Possible to finetune? #18

afiaka87 · 2021-09-14T17:52:00Z

Is it possible to finetune from the existing Open AI checkpoints rather than train them from scratch with this codebase?

mitchellnw · 2021-09-14T18:22:23Z

Do you mean fine-tune on something like ImageNet or fine-tune on more image-caption pairs?

afiaka87 · 2021-09-15T04:22:30Z

Do you mean fine-tune on something like ImageNet or fine-tune on more image-caption pairs?

The latter. Image-text pairs; not classes.

mitchellnw · 2021-09-15T04:37:08Z

I think you can do this with the flag --openai_pretrained but I do not know how tested this is.. let us know if this works!

mitchellnw · 2021-09-15T04:38:44Z

FWIW the former (fine-tune on ImageNet) will soon be available in the upcoming code release of this paper https://arxiv.org/abs/2109.01903

afiaka87 · 2021-09-21T20:20:13Z

@mitchellnw Exciting stuff; can't wait for the release!.

Indeed I found that --openai_pretrained parameter and had a few issues with it. I believe it was specific to the dataset I'm working with though. I'll be sure to push any fixes I find upstream although I'm a bit distracted with DALLE-pytorch atm.

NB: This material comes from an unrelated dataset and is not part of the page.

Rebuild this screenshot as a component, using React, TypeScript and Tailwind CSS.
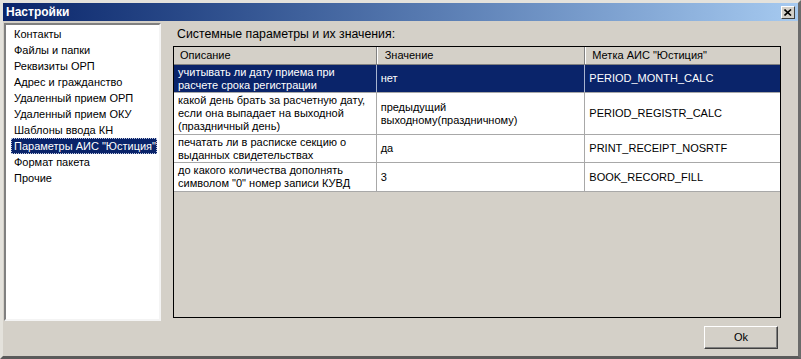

Do you have experience with finetuning on lower batch sizes? My understanding is CLIP needs rather high batch sizes to work effectively. I'm able to pull a batch size of 108 on my RTX 2070 Super. Is there concern of "forgetting" too much when finetuning on lower batch sizes?

mitchellnw · 2021-09-23T17:56:15Z

Okay great! We haven't seen low batch sizes be a concern, especially less concerned for fine-tuning but do not know for sure..

MyLtYkRiTiK · 2021-10-07T17:34:04Z

@mitchellnw
Hello! Why do you use jit version of model for fine-tuning in --openai_pretrained? Is it bug or feature?

mitchellnw · 2021-10-07T20:04:22Z

We set jit=False when using the pretrained version as I think you cannot fine-tune a jit=True model

mitchellnw · 2021-11-03T16:20:28Z

As an update, you can now fine-tune CLIP on supervised learning tasks via this repo: https://github.com/mlfoundations/wise-ft

iremonur · 2022-02-09T05:08:10Z

Hello, I would like to fine-tune CLIP on my own specific dataset (app. 50k image-text pairs), I used provided ViT-B/32 checkpoints as an initial model but the accuracy starts with %1 and after 32 epochs, it reaches only around %30. (I tried various weight decay and LR combinations, the best of them is weight decay=0.001 and LR=5e-4.) Have you tried to fine-tune CLIP on a small specific dataset, if so how is the performance? @afiaka87

gabrielilharco · 2022-02-09T23:35:42Z

Hi @iremonur, a few questions: 1) when you say accuracy, what does this refer to? Are you doing image-to-text or text-to-image retrieval, using all samples from your dataset? 2) Do you expect performance on your dataset to be high? Would a human get reasonable performance on this task? I'm asking because it could be the case that the dataset has a lot of similar images/captions, which might make it hard to get a good retrieval peformance

iremonur · 2022-02-10T10:26:25Z

I reported the training accuracy on my own specific dataset during the fine-tuning, meaning I calculated the ratio of true matching with respect to ground truth using all samples from my dataset, during the fine-tuning.
Actually, the samples in my dataset are quite similar to each other, I intended to fine-tune the model on this challenging dataset in the first place because the official network parameters do not show a good performance on that.
I agree with you that it is difficult for the model to perform well on such similar samples but at the end of the first epoch, the accuracy reaches only the %1 (extremely low) which is surprising for me since I use the pre-trained model parameters as the initial parameters.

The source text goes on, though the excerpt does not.